(Code that builds pages)

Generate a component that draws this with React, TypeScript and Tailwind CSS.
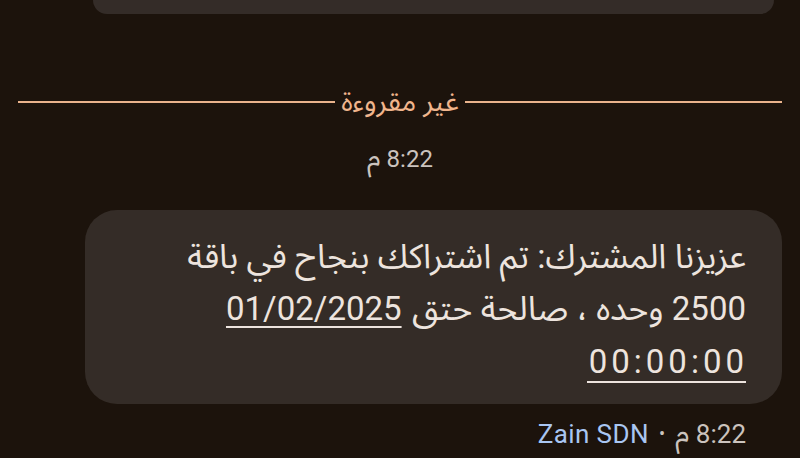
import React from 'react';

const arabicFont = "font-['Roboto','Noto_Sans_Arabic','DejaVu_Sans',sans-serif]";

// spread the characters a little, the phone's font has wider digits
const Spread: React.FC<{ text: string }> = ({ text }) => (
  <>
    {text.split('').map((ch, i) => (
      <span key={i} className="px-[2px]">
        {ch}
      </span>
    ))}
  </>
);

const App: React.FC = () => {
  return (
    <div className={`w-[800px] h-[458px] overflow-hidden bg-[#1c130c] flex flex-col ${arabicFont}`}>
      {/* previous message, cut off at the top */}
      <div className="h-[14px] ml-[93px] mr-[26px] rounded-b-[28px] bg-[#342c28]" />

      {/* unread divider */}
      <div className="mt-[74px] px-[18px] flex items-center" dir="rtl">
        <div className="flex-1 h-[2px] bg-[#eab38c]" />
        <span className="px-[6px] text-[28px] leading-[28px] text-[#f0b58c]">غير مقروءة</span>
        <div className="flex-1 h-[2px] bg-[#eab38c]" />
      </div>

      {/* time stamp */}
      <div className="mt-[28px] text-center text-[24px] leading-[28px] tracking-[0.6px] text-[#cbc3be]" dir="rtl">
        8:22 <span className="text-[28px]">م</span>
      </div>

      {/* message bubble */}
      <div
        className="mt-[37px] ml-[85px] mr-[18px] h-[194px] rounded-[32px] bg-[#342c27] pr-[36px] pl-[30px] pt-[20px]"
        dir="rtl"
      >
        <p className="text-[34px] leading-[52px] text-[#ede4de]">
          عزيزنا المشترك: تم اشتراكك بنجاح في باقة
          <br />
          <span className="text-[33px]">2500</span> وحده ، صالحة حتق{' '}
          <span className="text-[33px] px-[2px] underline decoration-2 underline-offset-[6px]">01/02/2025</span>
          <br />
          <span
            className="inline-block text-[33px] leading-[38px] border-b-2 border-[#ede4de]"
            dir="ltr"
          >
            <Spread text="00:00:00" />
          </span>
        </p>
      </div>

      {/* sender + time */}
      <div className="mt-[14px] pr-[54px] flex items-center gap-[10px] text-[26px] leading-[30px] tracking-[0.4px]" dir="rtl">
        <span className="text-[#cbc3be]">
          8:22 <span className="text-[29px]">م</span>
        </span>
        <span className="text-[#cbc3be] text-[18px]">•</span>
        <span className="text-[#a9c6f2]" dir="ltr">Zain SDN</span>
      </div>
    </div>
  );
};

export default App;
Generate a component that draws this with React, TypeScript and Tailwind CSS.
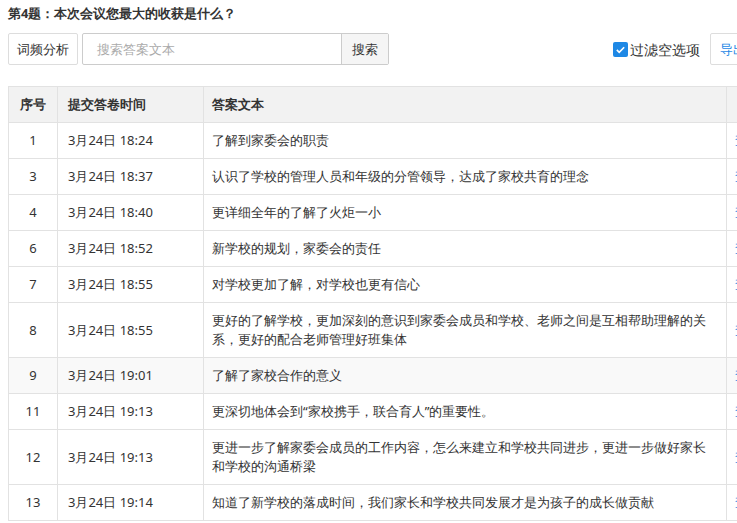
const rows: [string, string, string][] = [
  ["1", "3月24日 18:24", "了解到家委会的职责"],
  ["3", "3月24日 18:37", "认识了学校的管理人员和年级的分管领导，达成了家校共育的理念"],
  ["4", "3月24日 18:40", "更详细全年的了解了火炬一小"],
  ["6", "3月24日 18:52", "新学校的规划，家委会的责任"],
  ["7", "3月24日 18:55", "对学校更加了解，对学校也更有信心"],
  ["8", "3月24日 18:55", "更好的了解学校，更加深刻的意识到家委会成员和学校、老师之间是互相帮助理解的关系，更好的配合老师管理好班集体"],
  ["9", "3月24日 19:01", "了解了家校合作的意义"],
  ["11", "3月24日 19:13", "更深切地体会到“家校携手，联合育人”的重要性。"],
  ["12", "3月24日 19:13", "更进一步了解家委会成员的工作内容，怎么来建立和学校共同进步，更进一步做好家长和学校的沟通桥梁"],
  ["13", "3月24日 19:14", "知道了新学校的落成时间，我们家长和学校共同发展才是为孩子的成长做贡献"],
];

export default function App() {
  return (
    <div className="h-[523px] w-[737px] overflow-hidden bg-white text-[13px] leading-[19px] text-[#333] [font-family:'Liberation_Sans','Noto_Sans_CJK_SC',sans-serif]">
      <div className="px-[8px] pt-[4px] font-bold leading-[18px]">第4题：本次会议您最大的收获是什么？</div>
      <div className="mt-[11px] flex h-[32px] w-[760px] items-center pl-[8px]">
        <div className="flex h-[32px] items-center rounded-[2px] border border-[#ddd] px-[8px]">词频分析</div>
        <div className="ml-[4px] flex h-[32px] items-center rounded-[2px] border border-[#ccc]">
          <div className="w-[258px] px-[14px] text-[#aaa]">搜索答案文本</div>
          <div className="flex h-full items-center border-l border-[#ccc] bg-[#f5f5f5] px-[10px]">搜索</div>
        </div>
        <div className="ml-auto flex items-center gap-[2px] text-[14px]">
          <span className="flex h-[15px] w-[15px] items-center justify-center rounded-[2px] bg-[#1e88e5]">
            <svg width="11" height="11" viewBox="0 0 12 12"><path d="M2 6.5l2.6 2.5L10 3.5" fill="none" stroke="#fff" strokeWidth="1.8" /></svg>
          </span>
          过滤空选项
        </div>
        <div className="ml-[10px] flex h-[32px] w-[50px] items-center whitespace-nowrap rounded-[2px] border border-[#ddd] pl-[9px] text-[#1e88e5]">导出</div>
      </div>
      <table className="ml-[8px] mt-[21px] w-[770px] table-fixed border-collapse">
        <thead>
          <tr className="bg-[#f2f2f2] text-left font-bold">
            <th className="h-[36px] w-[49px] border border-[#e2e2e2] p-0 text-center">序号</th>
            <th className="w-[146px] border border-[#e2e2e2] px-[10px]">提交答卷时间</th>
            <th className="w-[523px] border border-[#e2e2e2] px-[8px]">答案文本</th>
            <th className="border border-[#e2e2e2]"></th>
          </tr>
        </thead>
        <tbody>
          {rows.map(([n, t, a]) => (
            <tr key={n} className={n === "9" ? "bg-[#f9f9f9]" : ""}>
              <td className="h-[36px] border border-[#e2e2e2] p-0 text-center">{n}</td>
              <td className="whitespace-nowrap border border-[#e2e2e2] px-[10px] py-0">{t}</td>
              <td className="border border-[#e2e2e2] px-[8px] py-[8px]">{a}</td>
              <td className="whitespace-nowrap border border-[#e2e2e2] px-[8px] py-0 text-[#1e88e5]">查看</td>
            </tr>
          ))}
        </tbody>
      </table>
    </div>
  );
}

# Objective:
Reproduce the material above in full and without alteration, but skip all pictures.

# The answer:
Generate a component that draws this with React, TypeScript and Tailwind CSS.
import React from 'react';

const arabicFont = "font-['Roboto','Noto_Sans_Arabic','DejaVu_Sans',sans-serif]";

// spread the characters a little, the phone's font has wider digits
const Spread: React.FC<{ text: string }> = ({ text }) => (
  <>
    {text.split('').map((ch, i) => (
      <span key={i} className="px-[2px]">
        {ch}
      </span>
    ))}
  </>
);

const App: React.FC = () => {
  return (
    <div className={`w-[800px] h-[458px] overflow-hidden bg-[#1c130c] flex flex-col ${arabicFont}`}>
      {/* previous message, cut off at the top */}
      <div className="h-[14px] ml-[93px] mr-[26px] rounded-b-[28px] bg-[#342c28]" />

      {/* unread divider */}
      <div className="mt-[74px] px-[18px] flex items-center" dir="rtl">
        <div className="flex-1 h-[2px] bg-[#eab38c]" />
        <span className="px-[6px] text-[28px] leading-[28px] text-[#f0b58c]">غير مقروءة</span>
        <div className="flex-1 h-[2px] bg-[#eab38c]" />
      </div>

      {/* time stamp */}
      <div className="mt-[28px] text-center text-[24px] leading-[28px] tracking-[0.6px] text-[#cbc3be]" dir="rtl">
        8:22 <span className="text-[28px]">م</span>
      </div>

      {/* message bubble */}
      <div
        className="mt-[37px] ml-[85px] mr-[18px] h-[194px] rounded-[32px] bg-[#342c27] pr-[36px] pl-[30px] pt-[20px]"
        dir="rtl"
      >
        <p className="text-[34px] leading-[52px] text-[#ede4de]">
          عزيزنا المشترك: تم اشتراكك بنجاح في باقة
          <br />
          <span className="text-[33px]">2500</span> وحده ، صالحة حتق{' '}
          <span className="text-[33px] px-[2px] underline decoration-2 underline-offset-[6px]">01/02/2025</span>
          <br />
          <span
            className="inline-block text-[33px] leading-[38px] border-b-2 border-[#ede4de]"
            dir="ltr"
          >
            <Spread text="00:00:00" />
          </span>
        </p>
      </div>

      {/* sender + time */}
      <div className="mt-[14px] pr-[54px] flex items-center gap-[10px] text-[26px] leading-[30px] tracking-[0.4px]" dir="rtl">
        <span className="text-[#cbc3be]">
          8:22 <span className="text-[29px]">م</span>
        </span>
        <span className="text-[#cbc3be] text-[18px]">•</span>
        <span className="text-[#a9c6f2]" dir="ltr">Zain SDN</span>
      </div>
    </div>
  );
};

export default App;
Generate a component that draws this with React, TypeScript and Tailwind CSS.
const rows: [string, string, string][] = [
  ["1", "3月24日 18:24", "了解到家委会的职责"],
  ["3", "3月24日 18:37", "认识了学校的管理人员和年级的分管领导，达成了家校共育的理念"],
  ["4", "3月24日 18:40", "更详细全年的了解了火炬一小"],
  ["6", "3月24日 18:52", "新学校的规划，家委会的责任"],
  ["7", "3月24日 18:55", "对学校更加了解，对学校也更有信心"],
  ["8", "3月24日 18:55", "更好的了解学校，更加深刻的意识到家委会成员和学校、老师之间是互相帮助理解的关系，更好的配合老师管理好班集体"],
  ["9", "3月24日 19:01", "了解了家校合作的意义"],
  ["11", "3月24日 19:13", "更深切地体会到“家校携手，联合育人”的重要性。"],
  ["12", "3月24日 19:13", "更进一步了解家委会成员的工作内容，怎么来建立和学校共同进步，更进一步做好家长和学校的沟通桥梁"],
  ["13", "3月24日 19:14", "知道了新学校的落成时间，我们家长和学校共同发展才是为孩子的成长做贡献"],
];

export default function App() {
  return (
    <div className="h-[523px] w-[737px] overflow-hidden bg-white text-[13px] leading-[19px] text-[#333] [font-family:'Liberation_Sans','Noto_Sans_CJK_SC',sans-serif]">
      <div className="px-[8px] pt-[4px] font-bold leading-[18px]">第4题：本次会议您最大的收获是什么？</div>
      <div className="mt-[11px] flex h-[32px] w-[760px] items-center pl-[8px]">
        <div className="flex h-[32px] items-center rounded-[2px] border border-[#ddd] px-[8px]">词频分析</div>
        <div className="ml-[4px] flex h-[32px] items-center rounded-[2px] border border-[#ccc]">
          <div className="w-[258px] px-[14px] text-[#aaa]">搜索答案文本</div>
          <div className="flex h-full items-center border-l border-[#ccc] bg-[#f5f5f5] px-[10px]">搜索</div>
        </div>
        <div className="ml-auto flex items-center gap-[2px] text-[14px]">
          <span className="flex h-[15px] w-[15px] items-center justify-center rounded-[2px] bg-[#1e88e5]">
            <svg width="11" height="11" viewBox="0 0 12 12"><path d="M2 6.5l2.6 2.5L10 3.5" fill="none" stroke="#fff" strokeWidth="1.8" /></svg>
          </span>
          过滤空选项
        </div>
        <div className="ml-[10px] flex h-[32px] w-[50px] items-center whitespace-nowrap rounded-[2px] border border-[#ddd] pl-[9px] text-[#1e88e5]">导出</div>
      </div>
      <table className="ml-[8px] mt-[21px] w-[770px] table-fixed border-collapse">
        <thead>
          <tr className="bg-[#f2f2f2] text-left font-bold">
            <th className="h-[36px] w-[49px] border border-[#e2e2e2] p-0 text-center">序号</th>
            <th className="w-[146px] border border-[#e2e2e2] px-[10px]">提交答卷时间</th>
            <th className="w-[523px] border border-[#e2e2e2] px-[8px]">答案文本</th>
            <th className="border border-[#e2e2e2]"></th>
          </tr>
        </thead>
        <tbody>
          {rows.map(([n, t, a]) => (
            <tr key={n} className={n === "9" ? "bg-[#f9f9f9]" : ""}>
              <td className="h-[36px] border border-[#e2e2e2] p-0 text-center">{n}</td>
              <td className="whitespace-nowrap border border-[#e2e2e2] px-[10px] py-0">{t}</td>
              <td className="border border-[#e2e2e2] px-[8px] py-[8px]">{a}</td>
              <td className="whitespace-nowrap border border-[#e2e2e2] px-[8px] py-0 text-[#1e88e5]">查看</td>
            </tr>
          ))}
        </tbody>
      </table>
    </div>
  );
}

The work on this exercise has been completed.